Mengelilingi sebagian area satu, di samping kanan kiri asrama putra dan putri untuk peserta kursus, dapur dan tempat jemuran, terhampar berbagai jenis sayuran. Di sampingnya beberapa rumah tempat pembuatan jamur yang sebagian siap dipanen. Selebihnya lahan kosong yang siang itu dikerjakan para seminaris di bawah bimbingan Bruder Antonius Dieng Karnedi SJ.
“Mereka berasal dari berbagai daerah yang masuk seminari tahun lalu. Lulusan SMP. Live in tiga hari di sini. Melakukan apa saja seperti para peserta kursus. Tujuan utama agar mereka kenal dengan kerja di kebun, tahu sulitnya kehidupan petani, dan bertani secara ekologis. Semoga bermanfaat bagi mereka. Di perdesaan mungkin tidak pernah masuk sawah, apalagi yang di kota. Di sini walau hanya tiga hari biar mereka gluprut dengan tanah dan lumpur,” tambah Romo Sugiarta.
Menurut Romo Herman dan Romo Sugiarta, dana memang persoalan, tetapi bukan pokok, sebab yang lebih penting menyangkut sumber daya manusia di KPTT. Umumnya tenaga di sini kurang terlatih dengan berbagai percobaan pertanian yang modern tetapi tetap ramah lingkungan. “Kami melawan arus,” tegas Romo Herman.
Diusahakan melawan kebiasaan umum bertani dan berkebun yang telanjur dengan mudah menggunakan pupuk kimia. Penggunaan pupuk kimia itu memang cepat berproduksi dan mudah diperoleh di toko, tetapi merusak tanah. Dengan pupuk kimia, hama juga harus diatasi dengan obat kimia. Padahal dengan variasi tumbuh-tumbuhan hama bisa diminimalisir, apalagi juga bisa ditanam tumbuh-tumbuhan predator hama. Di antaranya, KPTT mengembangkan Jamur Trichoderma sp sebagai jamur antagonis hama Fusarium, hama yang menyebabkan layu dan kematian cabe, melon, terong, lada, kentang dan pisang. KPTT ingin membantu petani membebaskan lahan pertanian dari Fusarium.
Bertani dengan tidak merusak tanah. Ramah lingkungan. Konsep dan usaha KPTT memperoleh penegasan teologis dari ensiklik Laudato Si’ (Terpujilah Engkau) Paus Fransiskus tahun 2015. Pertanian diselenggarakan tidak dengan pupuk kimia juga tidak dengan obat kimiawi, sebab merusak unsur tanah.

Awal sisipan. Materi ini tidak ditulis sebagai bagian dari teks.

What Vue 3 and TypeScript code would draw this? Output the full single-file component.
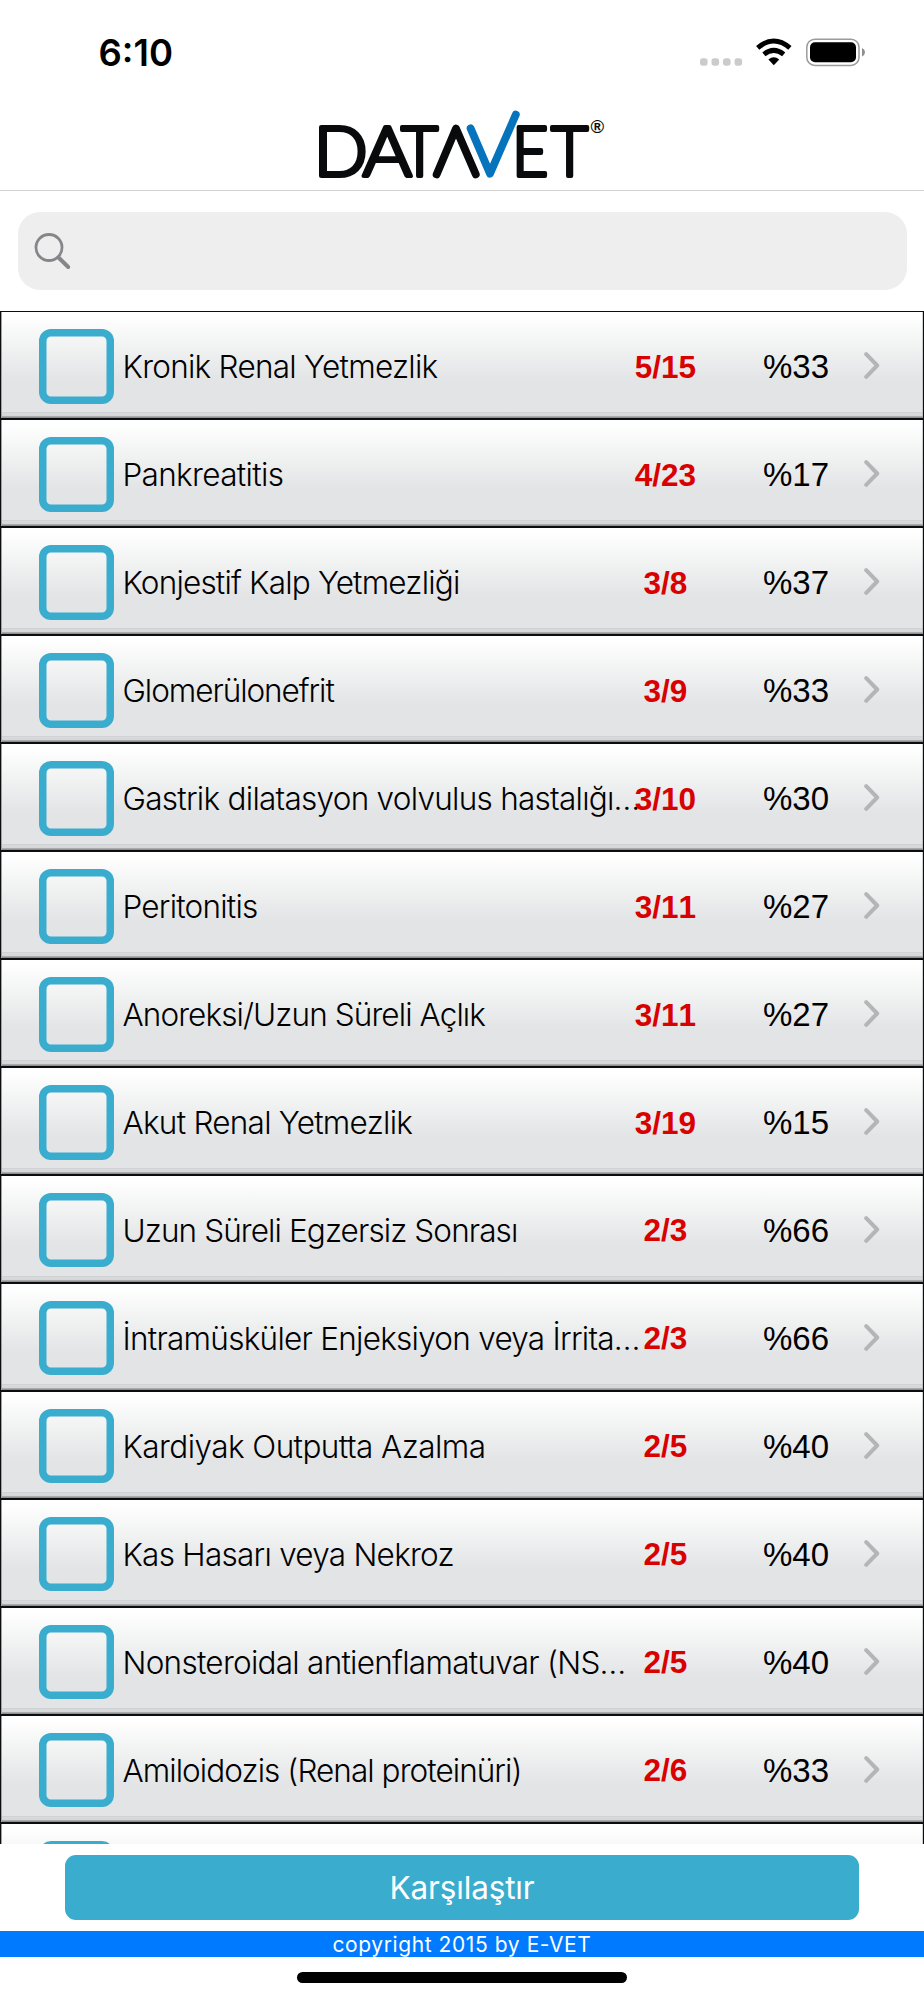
<script setup lang="ts">
interface Finding {
  name: string
  score: string
  percent: string
  spacing: number
}

const findings: Finding[] = [
  { name: 'Kronik Renal Yetmezlik', score: '5/15', percent: '%33', spacing: -0.73 },
  { name: 'Pankreatitis', score: '4/23', percent: '%17', spacing: -0.66 },
  { name: 'Konjestif Kalp Yetmezliği', score: '3/8', percent: '%37', spacing: -0.81 },
  { name: 'Glomerülonefrit', score: '3/9', percent: '%33', spacing: -1.06 },
  { name: 'Gastrik dilatasyon volvulus hastalığı…', score: '3/10', percent: '%30', spacing: -0.73 },
  { name: 'Peritonitis', score: '3/11', percent: '%27', spacing: -0.78 },
  { name: 'Anoreksi/Uzun Süreli Açlık', score: '3/11', percent: '%27', spacing: -0.9 },
  { name: 'Akut Renal Yetmezlik', score: '3/19', percent: '%15', spacing: -0.74 },
  { name: 'Uzun Süreli Egzersiz Sonrası', score: '2/3', percent: '%66', spacing: -0.9 },
  { name: 'İntramüsküler Enjeksiyon veya İrrita…', score: '2/3', percent: '%66', spacing: -0.74 },
  { name: 'Kardiyak Outputta Azalma', score: '2/5', percent: '%40', spacing: -0.56 },
  { name: 'Kas Hasarı veya Nekroz', score: '2/5', percent: '%40', spacing: -0.74 },
  { name: 'Nonsteroidal antienflamatuvar (NS…', score: '2/5', percent: '%40', spacing: -0.73 },
  { name: 'Amiloidozis (Renal proteinüri)', score: '2/6', percent: '%33', spacing: -0.94 },
  { name: '', score: '', percent: '', spacing: 0 },
]
</script>

<template>
  <div class="screen">
    <div class="status">
      <span class="time">6:10</span>
      <svg class="indicators" width="170" height="30" viewBox="0 0 170 30">
        <g fill="#cbcbcb">
          <rect x="2" y="20.2" width="7.6" height="7.6" rx="2.8" />
          <rect x="13.5" y="20.2" width="7.6" height="7.6" rx="2.8" />
          <rect x="25" y="20.2" width="7.6" height="7.6" rx="2.8" />
          <rect x="36.5" y="20.2" width="7.6" height="7.6" rx="2.8" />
        </g>
        <g fill="none" stroke="#000" stroke-width="5">
          <path d="M59.7 9.8 Q75.8 -3.8 91.9 9.8" />
          <path d="M65.9 16.4 Q75.8 8.4 85.7 16.4" />
        </g>
        <path d="M70.4 21.4 Q75.8 17 81.2 21.4 L75.8 27.2 Z" />
        <rect x="108.8" y="1.2" width="52.2" height="26.2" rx="8" fill="none" stroke="#9b9b9b" stroke-width="1.5" />
        <rect x="112" y="4.2" width="46" height="20" rx="5" />
        <path d="M164 10 Q167 11.5 167 14.2 Q167 17 164 18.4 Z" fill="#8e8e8e" />
      </svg>
    </div>

    <header class="brand">
      <svg width="300" height="80" viewBox="310 110 300 80">
        <g class="logo-text">
          <text x="313.8" y="176.4" textLength="54" lengthAdjust="spacingAndGlyphs">D</text>
          <text x="362.8" y="176.4" textLength="49" lengthAdjust="spacingAndGlyphs">A</text>
          <text x="401" y="176.4" textLength="37.2" lengthAdjust="spacingAndGlyphs">T</text>
          <text x="512" y="176.4" textLength="36.4" lengthAdjust="spacingAndGlyphs">E</text>
          <text x="551" y="176.4" textLength="37.2" lengthAdjust="spacingAndGlyphs">T</text>
        </g>
        <text class="registered" x="590.5" y="133.3">®</text>
        <g fill="none" stroke-width="7.8" stroke-linecap="round" stroke-linejoin="round">
          <path d="M436.6 174.4 L456 128.6 L475.8 174.4" stroke="#080a0b" />
          <path d="M470.6 128.4 L490 173.6 L515.8 114.6" stroke="#0674bd" />
        </g>
      </svg>
    </header>

    <div class="search">
      <svg width="36" height="37" viewBox="0 0 36 37" fill="none" stroke="#85868a">
        <circle cx="14" cy="14.5" r="13" stroke-width="2.8" />
        <path d="M23.5 24.5 L33.2 34" stroke-width="4" stroke-linecap="round" />
      </svg>
    </div>

    <main class="list">
      <div v-for="(item, index) in findings" :key="index" class="row">
        <span class="check"></span>
        <span class="name" :style="{ letterSpacing: item.spacing + 'px' }">{{ item.name }}</span>
        <span class="score">{{ item.score }}</span>
        <span class="percent">{{ item.percent }}</span>
        <svg class="chevron" width="16" height="27" viewBox="0 0 16 27">
          <path d="M2.2 2.2 L13.2 13.5 L2.2 24.8" fill="none" stroke="#b4b5b7" stroke-width="4" stroke-linecap="round" stroke-linejoin="round" />
        </svg>
      </div>
    </main>

    <button class="compare">Karşılaştır</button>
    <footer class="copyright">copyright 2015 by E-VET</footer>
    <div class="home"></div>
  </div>
</template>

<style>
body {
  background: #fff;
}
</style>

<style scoped>
.screen {
  box-sizing: border-box;
  width: 924px;
  height: 2000px;
  overflow: hidden;
  display: flex;
  flex-direction: column;
  background: #fff;
  font-family: Inter, 'Liberation Sans', sans-serif;
}
.status {
  flex: none;
  height: 110px;
  display: flex;
  justify-content: space-between;
  box-sizing: border-box;
  padding: 30px 56px 0 98.5px;
}
.time {
  font-size: 36.5px;
  line-height: 46px;
  font-weight: 600;
}
.indicators {
  margin-top: 8px;
}
.brand {
  flex: none;
  height: 80px;
  padding-left: 310px;
  border-bottom: 1px solid #d2d2d2;
}
.brand svg,
.search svg {
  display: block;
  overflow: visible;
}
.logo-text {
  font-family: Lato, sans-serif;
  font-weight: 300;
  font-size: 69px;
  fill: #080a0b;
  stroke: #080a0b;
  stroke-width: 4.2px;
  stroke-linejoin: round;
}
.registered {
  font: 700 18.5px 'Liberation Sans', sans-serif;
  fill: #080a0b;
}
.search {
  flex: none;
  box-sizing: border-box;
  height: 77.5px;
  margin: 21px 17.5px 0;
  padding: 20.5px 17px;
  border-radius: 22px;
  background: #eee;
}
.list {
  flex: none;
  height: 1533px;
  margin-top: 21.5px;
  overflow: hidden;
}
.row {
  box-sizing: border-box;
  height: 107.98px;
  display: flex;
  align-items: center;
  border: 1px solid #0c0d0e;
  box-shadow: inset 1px 0 #a2a3a4, inset -0.5px 0 #a2a3a4;
  padding: 3px 43px 0 38.3px;
  background: linear-gradient(#fff 0%, #fff 4%, #f0f1f1 35%, #e3e4e6 65%, #e3e4e6 94%, #cfd0d2 94.5%, #d9dadc 96%, #d5d6d8 98%, #8d8e90 99%);
}
.check {
  flex: none;
  width: 74.5px;
  height: 74.5px;
  box-shadow: inset 0 0 0 7.5px #3aaccd;
  border-radius: 12px;
}
.name {
  flex: none;
  width: 500px;
  margin-left: 8.7px;
  font-size: 31.5px;
  font-weight: 300;
  white-space: nowrap;
}
.score {
  flex: none;
  width: 90px;
  margin-left: -2px;
  padding-top: 1.5px;
  text-align: center;
  font: 700 31.5px 'Liberation Sans', sans-serif;
  font-kerning: none;
  color: #d90000;
}
.percent {
  flex: none;
  margin-left: auto;
  padding-top: 1.5px;
  font: 400 33px 'Liberation Sans', sans-serif;
  font-kerning: none;
}
.chevron {
  flex: none;
  margin-left: 35px;
  margin-top: -1px;
}
.compare {
  flex: none;
  height: 65px;
  margin: 11px 65px 0;
  padding: 0;
  border: 0;
  border-radius: 11px;
  background: #3aaccd;
  color: #fff;
  font: 400 31.5px Inter, sans-serif;
  letter-spacing: -0.15px;
}
.copyright {
  flex: none;
  height: 26px;
  margin-top: 10.5px;
  background: #007aff;
  color: #fff;
  text-align: center;
  font-size: 21px;
  line-height: 27px;
  letter-spacing: 0.58px;
}
.home {
  flex: none;
  width: 330px;
  height: 11px;
  margin: 15px 0 0 297px;
  border-radius: 6px;
  background: #000;
}
</style>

Pemupukan dan pengendalian hama tanaman secara organik. Pemenuhan nutrisi tanaman diberikan lewat Hoagland Nutrient, termasuk penerapan biogas berbahan dasar kotoran ternak.
Melawan arus masyarakat yang mengedepankan produksi tanpa mengindahkan ekosistem, KPTT menaruhkan harapan. Selama ini tercatat kerja sama dengan berbagai lembaga pendidikan seperti sekolah farming di Ambarawa, Fakultas Pertanian UKSW Salatiga, dan 20 instansi lainnya. Sementara sudah ada peserta kursus rata-rata 1.600 orang tiap tahun. Merekalah virus positif bagi kegiatan pertanian yang cerdas, berilmu dan ramah lingkungan yang bertani secara organik termasuk pengendalian hama secara organik.